Saturday, June 13, 2020

Why Make It Literary?

[from Pixabay.com]

I've been blogging about how to make your writing more literary.  I guess I should have started with WHY make your writing more literary?  I usually don't get very personal with this blog, but for me, it all started when my baby died.  I had gotten my master's.  I knew how to make my work more literary, how to add meaning to a story because I'd spent four years of my bachelor's degree and three years of my master's degree learning how to dissect other people's work.  The next logical step would be to add what I'd learned to my work.  But WHY didn't strike until I lost my baby in a tragic accident.  Suddenly, writing for the sake of writing and telling a cliched story just because I'd made it up, and it was in my head felt like a hollow pursuit.  Unless you know why you're writing and for whom, there is little point to adding more writing to a world already bursting with words other people have written. 


I guess I should back up and explain what literary writing is.  Literary writing simply means writing that brings more meaning to the words on the page.  Non-literary writing might have a guy walking into the room, sword drawn.  Literary writers are keenly aware of the symbolism of the sword (manliness, power, anger, intent to cause destruction, display of his psyche reflected in that one item); the meaning of his features (the color of his skin or eyes or hair and what that might mean about his culture or ethnicity), his wardrobe (armor on body and head meant to block out the world and protect him from danger, mental and physical; blue because he's been depressed since his wife died in childbirth), the symbolic meaning and foreshadowing presented in the room he is leaving, and the suspense the reader experiences as he passes through the portal and over a threshold with any number of symbolic depths, and the meaning of the future held in the room he's entering.  A literary writer doesn't just write words on a page to show stuff is happening but imbues actions, clothing, setting, items, characters, etc. with symbolic power, with meaning beyond just what is presented on the page. 

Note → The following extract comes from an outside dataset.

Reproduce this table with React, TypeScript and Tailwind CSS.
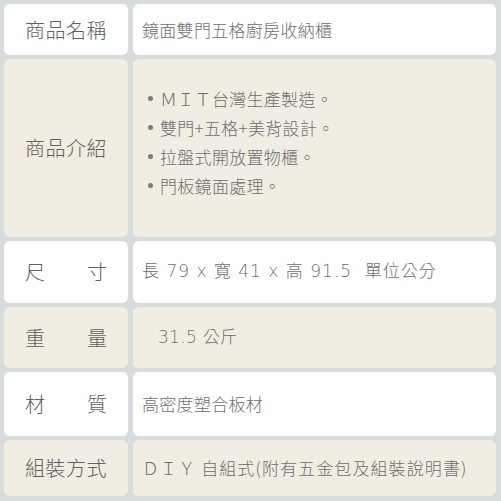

A lot of people think of literary writing as just what is canonical, just what you read in your English class because you have to get a good enough grade to get your mom off your back or open doors in your life.  It's all boring stuff that is too dense to be interesting and meant for stuffy scholars in institutions closed off to outsiders.  But literary writing can be everywhere.  The Harry Potter series is rife with symbolism of childhood and the coming of age, birth, death, and resurrection, and magical items full of not just in-world power but also power to enter the mind and transform into something beyond what they are.  Many other fun and popular pieces, such as the Percy Jackson series and almost everything by Rick Riordan, Roald Dahl's pieces for children, Mark Twain's works, particularly Huckleberry Finn, anything by Jane Austen and the Brontë sisters, the Lord of the Rings series, Edgar Allen Poe, Mary Shelley's Frankenstein, Louisa May Alcott's Little Women, fairy tales by Hans Christian Andersen or the Brothers Grimm, books by Robert Louis Stevenson or Alexandre Dumas, stories by Ernest Hemingway, poetry Emily Dickensen, and so many others you may pick up just for fun have been written with attention to meaning beyond the surfaces and can and have been dissected for greater understanding by students in classes around the world.  

[symbols-source]

I'm not saying that your work has to be the kind that students the world round will study in their English classes.  But if you can instill meaning beyond the surfaces, bring themes and symbolism beyond what you put on the page, you're actually doing something that may open minds and make people not just enjoy but think.  People of all ages like to be challenged.  Have you considered meaning beyond the surface in your work?  What kinds of themes or greater meanings are already present in the novel, short story, poem, etc you just wrote?  If there aren't any, can you put some in?  Can you turn that chessboard, handkerchief, hat, or pocket watch into something that makes a reader think of the character's past, present, and future all and once and make the reader think and feel just with the presence of one symbol?  I'd recommend reading some of the great literary works to see how they do it.  Poe's work,  Emily Dickensen's work, and the fairy tales aren't very long.  You can read them in a few minutes and you can find them everywhere.  What meanings do you see?  How can you do the same?  Feel free to review this blog and many others for ideas.